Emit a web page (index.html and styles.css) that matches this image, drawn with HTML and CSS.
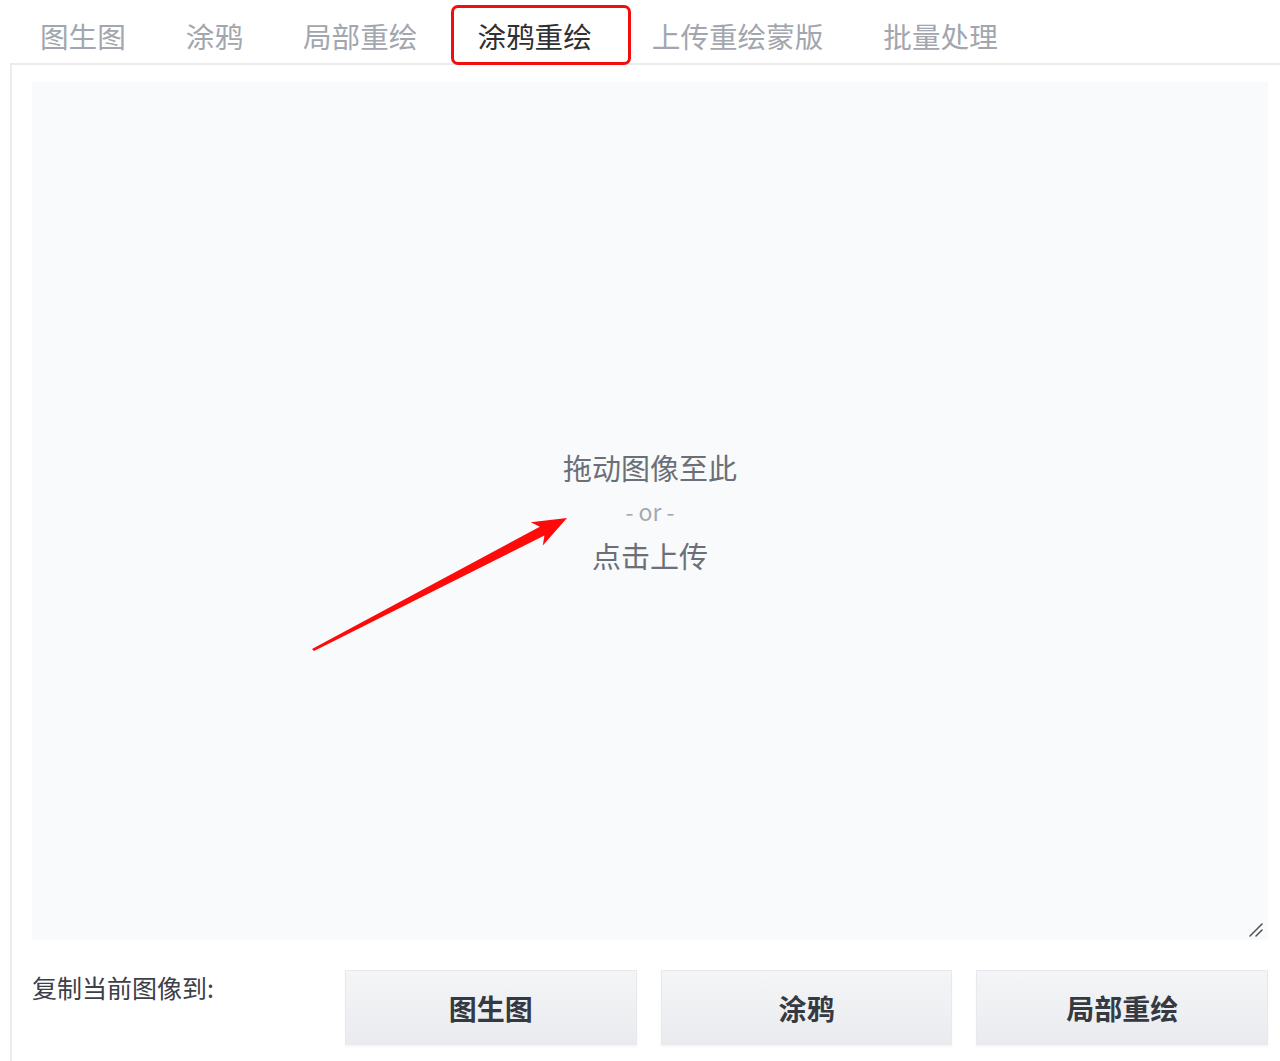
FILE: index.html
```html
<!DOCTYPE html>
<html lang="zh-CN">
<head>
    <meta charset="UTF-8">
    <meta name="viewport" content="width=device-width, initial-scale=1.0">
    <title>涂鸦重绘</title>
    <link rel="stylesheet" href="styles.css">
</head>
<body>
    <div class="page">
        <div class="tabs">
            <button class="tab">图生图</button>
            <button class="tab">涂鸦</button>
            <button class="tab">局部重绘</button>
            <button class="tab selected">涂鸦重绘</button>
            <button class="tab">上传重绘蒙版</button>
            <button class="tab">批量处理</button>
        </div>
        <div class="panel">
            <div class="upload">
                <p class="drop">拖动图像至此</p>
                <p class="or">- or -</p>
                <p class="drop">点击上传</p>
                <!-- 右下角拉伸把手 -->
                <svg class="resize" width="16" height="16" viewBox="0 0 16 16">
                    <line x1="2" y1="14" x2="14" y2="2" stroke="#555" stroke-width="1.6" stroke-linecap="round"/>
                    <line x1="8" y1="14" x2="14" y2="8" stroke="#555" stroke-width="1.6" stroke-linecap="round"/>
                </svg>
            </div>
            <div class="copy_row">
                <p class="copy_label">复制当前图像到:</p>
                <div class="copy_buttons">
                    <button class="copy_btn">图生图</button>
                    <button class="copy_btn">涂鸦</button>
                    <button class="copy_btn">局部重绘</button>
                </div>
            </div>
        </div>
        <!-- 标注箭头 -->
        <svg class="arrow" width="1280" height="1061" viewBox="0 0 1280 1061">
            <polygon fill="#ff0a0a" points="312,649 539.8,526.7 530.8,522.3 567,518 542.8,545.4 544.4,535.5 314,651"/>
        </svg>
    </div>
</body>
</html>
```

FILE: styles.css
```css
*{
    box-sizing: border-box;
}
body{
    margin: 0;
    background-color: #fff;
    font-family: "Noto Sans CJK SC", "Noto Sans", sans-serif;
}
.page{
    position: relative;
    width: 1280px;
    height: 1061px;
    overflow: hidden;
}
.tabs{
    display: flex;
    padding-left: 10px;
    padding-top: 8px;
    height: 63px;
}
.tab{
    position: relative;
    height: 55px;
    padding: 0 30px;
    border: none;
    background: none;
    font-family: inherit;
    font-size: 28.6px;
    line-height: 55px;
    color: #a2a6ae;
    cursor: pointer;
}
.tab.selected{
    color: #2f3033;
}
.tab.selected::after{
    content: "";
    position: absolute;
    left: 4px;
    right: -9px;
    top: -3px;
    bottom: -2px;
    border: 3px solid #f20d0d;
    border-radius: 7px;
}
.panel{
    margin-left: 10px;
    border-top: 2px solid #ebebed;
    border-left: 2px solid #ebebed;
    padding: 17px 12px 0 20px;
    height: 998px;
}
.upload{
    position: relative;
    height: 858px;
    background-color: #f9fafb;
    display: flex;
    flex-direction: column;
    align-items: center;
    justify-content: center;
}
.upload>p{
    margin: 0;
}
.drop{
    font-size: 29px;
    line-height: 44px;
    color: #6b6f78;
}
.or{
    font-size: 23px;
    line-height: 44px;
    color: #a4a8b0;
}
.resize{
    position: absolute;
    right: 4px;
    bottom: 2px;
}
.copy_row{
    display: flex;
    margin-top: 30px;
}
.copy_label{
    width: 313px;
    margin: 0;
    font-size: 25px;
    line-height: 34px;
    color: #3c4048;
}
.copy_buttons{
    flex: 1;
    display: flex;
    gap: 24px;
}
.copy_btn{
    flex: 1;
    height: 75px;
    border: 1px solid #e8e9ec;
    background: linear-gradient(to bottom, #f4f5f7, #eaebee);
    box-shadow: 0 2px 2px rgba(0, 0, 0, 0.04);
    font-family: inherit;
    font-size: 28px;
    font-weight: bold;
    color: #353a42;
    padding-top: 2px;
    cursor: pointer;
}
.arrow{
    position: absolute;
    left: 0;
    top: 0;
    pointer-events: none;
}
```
────────────────────
**GIVEN TASK:** Copy every line of the data word for word, omitting the images.

**TASK ANSWER:**
Emit a web page (index.html and styles.css) that matches this image, drawn with HTML and CSS.
FILE: index.html
```html
<!DOCTYPE html>
<html lang="zh-CN">
<head>
    <meta charset="UTF-8">
    <meta name="viewport" content="width=device-width, initial-scale=1.0">
    <title>涂鸦重绘</title>
    <link rel="stylesheet" href="styles.css">
</head>
<body>
    <div class="page">
        <div class="tabs">
            <button class="tab">图生图</button>
            <button class="tab">涂鸦</button>
            <button class="tab">局部重绘</button>
            <button class="tab selected">涂鸦重绘</button>
            <button class="tab">上传重绘蒙版</button>
            <button class="tab">批量处理</button>
        </div>
        <div class="panel">
            <div class="upload">
                <p class="drop">拖动图像至此</p>
                <p class="or">- or -</p>
                <p class="drop">点击上传</p>
                <!-- 右下角拉伸把手 -->
                <svg class="resize" width="16" height="16" viewBox="0 0 16 16">
                    <line x1="2" y1="14" x2="14" y2="2" stroke="#555" stroke-width="1.6" stroke-linecap="round"/>
                    <line x1="8" y1="14" x2="14" y2="8" stroke="#555" stroke-width="1.6" stroke-linecap="round"/>
                </svg>
            </div>
            <div class="copy_row">
                <p class="copy_label">复制当前图像到:</p>
                <div class="copy_buttons">
                    <button class="copy_btn">图生图</button>
                    <button class="copy_btn">涂鸦</button>
                    <button class="copy_btn">局部重绘</button>
                </div>
            </div>
        </div>
        <!-- 标注箭头 -->
        <svg class="arrow" width="1280" height="1061" viewBox="0 0 1280 1061">
            <polygon fill="#ff0a0a" points="312,649 539.8,526.7 530.8,522.3 567,518 542.8,545.4 544.4,535.5 314,651"/>
        </svg>
    </div>
</body>
</html>
```

FILE: styles.css
```css
*{
    box-sizing: border-box;
}
body{
    margin: 0;
    background-color: #fff;
    font-family: "Noto Sans CJK SC", "Noto Sans", sans-serif;
}
.page{
    position: relative;
    width: 1280px;
    height: 1061px;
    overflow: hidden;
}
.tabs{
    display: flex;
    padding-left: 10px;
    padding-top: 8px;
    height: 63px;
}
.tab{
    position: relative;
    height: 55px;
    padding: 0 30px;
    border: none;
    background: none;
    font-family: inherit;
    font-size: 28.6px;
    line-height: 55px;
    color: #a2a6ae;
    cursor: pointer;
}
.tab.selected{
    color: #2f3033;
}
.tab.selected::after{
    content: "";
    position: absolute;
    left: 4px;
    right: -9px;
    top: -3px;
    bottom: -2px;
    border: 3px solid #f20d0d;
    border-radius: 7px;
}
.panel{
    margin-left: 10px;
    border-top: 2px solid #ebebed;
    border-left: 2px solid #ebebed;
    padding: 17px 12px 0 20px;
    height: 998px;
}
.upload{
    position: relative;
    height: 858px;
    background-color: #f9fafb;
    display: flex;
    flex-direction: column;
    align-items: center;
    justify-content: center;
}
.upload>p{
    margin: 0;
}
.drop{
    font-size: 29px;
    line-height: 44px;
    color: #6b6f78;
}
.or{
    font-size: 23px;
    line-height: 44px;
    color: #a4a8b0;
}
.resize{
    position: absolute;
    right: 4px;
    bottom: 2px;
}
.copy_row{
    display: flex;
    margin-top: 30px;
}
.copy_label{
    width: 313px;
    margin: 0;
    font-size: 25px;
    line-height: 34px;
    color: #3c4048;
}
.copy_buttons{
    flex: 1;
    display: flex;
    gap: 24px;
}
.copy_btn{
    flex: 1;
    height: 75px;
    border: 1px solid #e8e9ec;
    background: linear-gradient(to bottom, #f4f5f7, #eaebee);
    box-shadow: 0 2px 2px rgba(0, 0, 0, 0.04);
    font-family: inherit;
    font-size: 28px;
    font-weight: bold;
    color: #353a42;
    padding-top: 2px;
    cursor: pointer;
}
.arrow{
    position: absolute;
    left: 0;
    top: 0;
    pointer-events: none;
}
```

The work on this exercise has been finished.